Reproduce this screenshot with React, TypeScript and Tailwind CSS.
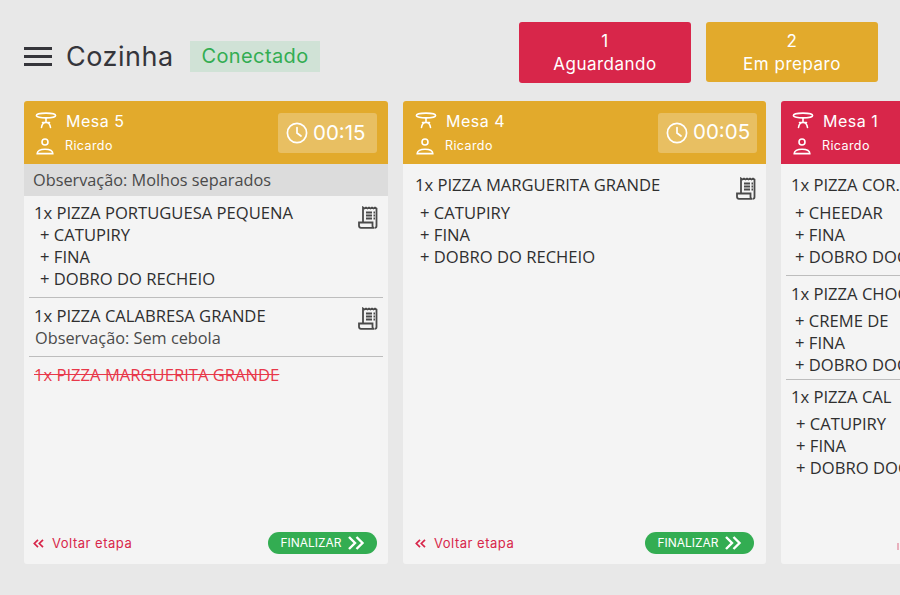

■ ■ ■ ■ ■

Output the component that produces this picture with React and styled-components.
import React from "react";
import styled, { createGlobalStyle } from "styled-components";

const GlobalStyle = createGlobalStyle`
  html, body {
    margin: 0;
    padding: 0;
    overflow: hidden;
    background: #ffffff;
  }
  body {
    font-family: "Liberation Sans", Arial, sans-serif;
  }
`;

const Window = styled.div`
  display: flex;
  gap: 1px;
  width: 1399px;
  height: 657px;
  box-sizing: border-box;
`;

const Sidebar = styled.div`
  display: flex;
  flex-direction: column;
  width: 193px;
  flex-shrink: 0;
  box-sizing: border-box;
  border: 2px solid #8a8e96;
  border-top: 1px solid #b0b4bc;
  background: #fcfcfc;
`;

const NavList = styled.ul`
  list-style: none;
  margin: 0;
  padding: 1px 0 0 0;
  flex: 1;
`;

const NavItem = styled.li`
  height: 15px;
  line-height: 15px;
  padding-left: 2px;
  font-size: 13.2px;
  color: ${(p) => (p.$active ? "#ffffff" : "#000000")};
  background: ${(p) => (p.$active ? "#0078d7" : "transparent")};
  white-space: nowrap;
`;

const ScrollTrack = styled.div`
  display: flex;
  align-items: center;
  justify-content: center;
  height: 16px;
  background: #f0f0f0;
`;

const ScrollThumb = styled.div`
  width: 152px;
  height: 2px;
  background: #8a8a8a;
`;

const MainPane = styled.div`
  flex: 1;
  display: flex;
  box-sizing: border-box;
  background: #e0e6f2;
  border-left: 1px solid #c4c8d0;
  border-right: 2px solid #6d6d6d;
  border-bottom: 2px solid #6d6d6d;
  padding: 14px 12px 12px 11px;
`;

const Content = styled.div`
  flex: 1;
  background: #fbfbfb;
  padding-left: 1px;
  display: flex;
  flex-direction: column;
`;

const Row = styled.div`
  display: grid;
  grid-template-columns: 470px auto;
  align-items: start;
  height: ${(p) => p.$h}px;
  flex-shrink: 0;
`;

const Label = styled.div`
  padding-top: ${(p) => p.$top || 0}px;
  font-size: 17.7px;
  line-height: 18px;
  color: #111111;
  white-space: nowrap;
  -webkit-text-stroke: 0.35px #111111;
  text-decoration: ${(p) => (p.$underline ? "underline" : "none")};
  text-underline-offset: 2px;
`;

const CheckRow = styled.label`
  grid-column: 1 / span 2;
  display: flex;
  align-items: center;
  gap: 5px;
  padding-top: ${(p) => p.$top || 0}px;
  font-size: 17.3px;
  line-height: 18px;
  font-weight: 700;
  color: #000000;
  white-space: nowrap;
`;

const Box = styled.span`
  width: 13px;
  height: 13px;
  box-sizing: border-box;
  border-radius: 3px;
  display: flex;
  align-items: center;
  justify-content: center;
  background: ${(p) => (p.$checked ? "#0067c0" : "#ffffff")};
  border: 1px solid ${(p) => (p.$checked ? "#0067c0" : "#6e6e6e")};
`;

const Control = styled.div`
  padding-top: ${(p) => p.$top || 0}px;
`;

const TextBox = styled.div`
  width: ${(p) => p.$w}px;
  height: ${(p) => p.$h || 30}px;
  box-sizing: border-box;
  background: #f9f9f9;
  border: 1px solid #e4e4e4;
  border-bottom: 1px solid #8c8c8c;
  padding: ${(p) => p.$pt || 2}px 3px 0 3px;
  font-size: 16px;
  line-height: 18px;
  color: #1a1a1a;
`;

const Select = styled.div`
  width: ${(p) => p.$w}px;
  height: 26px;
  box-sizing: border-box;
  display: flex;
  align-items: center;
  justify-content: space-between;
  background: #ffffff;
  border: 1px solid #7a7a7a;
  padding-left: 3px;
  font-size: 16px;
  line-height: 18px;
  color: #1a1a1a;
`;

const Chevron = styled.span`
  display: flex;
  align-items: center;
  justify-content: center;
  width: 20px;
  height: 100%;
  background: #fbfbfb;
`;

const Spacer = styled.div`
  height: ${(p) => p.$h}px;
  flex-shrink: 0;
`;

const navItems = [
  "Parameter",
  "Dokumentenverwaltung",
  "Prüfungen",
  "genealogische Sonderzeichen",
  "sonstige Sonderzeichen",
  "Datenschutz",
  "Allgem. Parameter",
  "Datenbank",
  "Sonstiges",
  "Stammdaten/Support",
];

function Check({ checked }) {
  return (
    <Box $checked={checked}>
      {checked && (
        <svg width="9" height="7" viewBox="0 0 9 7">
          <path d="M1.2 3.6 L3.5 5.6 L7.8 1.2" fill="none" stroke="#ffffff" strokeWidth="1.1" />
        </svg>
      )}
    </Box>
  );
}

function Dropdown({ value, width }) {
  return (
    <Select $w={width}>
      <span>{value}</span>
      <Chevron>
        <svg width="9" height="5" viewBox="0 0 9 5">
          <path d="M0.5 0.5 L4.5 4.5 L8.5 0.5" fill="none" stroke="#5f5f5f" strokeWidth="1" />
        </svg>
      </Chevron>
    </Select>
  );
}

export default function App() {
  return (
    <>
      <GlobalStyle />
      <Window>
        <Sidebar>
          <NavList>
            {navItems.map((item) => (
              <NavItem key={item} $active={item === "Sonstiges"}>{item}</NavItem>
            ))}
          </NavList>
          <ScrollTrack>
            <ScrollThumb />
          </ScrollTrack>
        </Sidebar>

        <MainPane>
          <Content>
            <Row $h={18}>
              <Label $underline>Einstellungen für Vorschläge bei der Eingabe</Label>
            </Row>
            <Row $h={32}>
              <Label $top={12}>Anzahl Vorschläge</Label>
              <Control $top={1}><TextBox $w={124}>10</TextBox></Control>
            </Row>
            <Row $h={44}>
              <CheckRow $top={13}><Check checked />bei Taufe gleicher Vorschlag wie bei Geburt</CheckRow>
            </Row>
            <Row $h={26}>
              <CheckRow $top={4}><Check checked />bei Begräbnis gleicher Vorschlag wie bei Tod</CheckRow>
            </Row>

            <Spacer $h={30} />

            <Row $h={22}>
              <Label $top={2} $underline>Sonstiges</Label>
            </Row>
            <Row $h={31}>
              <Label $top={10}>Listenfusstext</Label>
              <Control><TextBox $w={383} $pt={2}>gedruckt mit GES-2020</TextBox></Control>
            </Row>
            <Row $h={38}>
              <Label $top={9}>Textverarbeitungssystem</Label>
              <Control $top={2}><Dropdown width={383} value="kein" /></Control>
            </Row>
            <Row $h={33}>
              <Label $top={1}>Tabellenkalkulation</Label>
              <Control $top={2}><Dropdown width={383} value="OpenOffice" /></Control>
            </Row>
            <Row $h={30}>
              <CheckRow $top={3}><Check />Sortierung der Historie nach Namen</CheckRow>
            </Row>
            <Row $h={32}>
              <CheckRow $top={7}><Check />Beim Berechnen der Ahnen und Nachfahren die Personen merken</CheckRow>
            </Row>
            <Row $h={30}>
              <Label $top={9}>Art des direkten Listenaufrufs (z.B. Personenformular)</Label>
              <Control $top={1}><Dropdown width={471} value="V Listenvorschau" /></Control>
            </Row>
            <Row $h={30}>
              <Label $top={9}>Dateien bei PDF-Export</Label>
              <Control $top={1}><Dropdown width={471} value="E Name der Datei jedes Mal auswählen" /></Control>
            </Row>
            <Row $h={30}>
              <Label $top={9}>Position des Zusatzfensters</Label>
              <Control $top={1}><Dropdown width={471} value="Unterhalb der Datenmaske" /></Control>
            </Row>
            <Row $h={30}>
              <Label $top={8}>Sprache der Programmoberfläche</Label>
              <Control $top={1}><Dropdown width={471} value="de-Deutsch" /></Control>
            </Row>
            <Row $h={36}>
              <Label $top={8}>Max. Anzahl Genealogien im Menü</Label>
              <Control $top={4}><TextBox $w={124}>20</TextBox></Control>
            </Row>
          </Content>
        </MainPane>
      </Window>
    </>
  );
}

■ ■ ■ ■ ■

Short task
From the data above, copy each line that holds "components".

Solution to this problem
Output the component that produces this picture with React and styled-components.
import styled, { createGlobalStyle } from "styled-components";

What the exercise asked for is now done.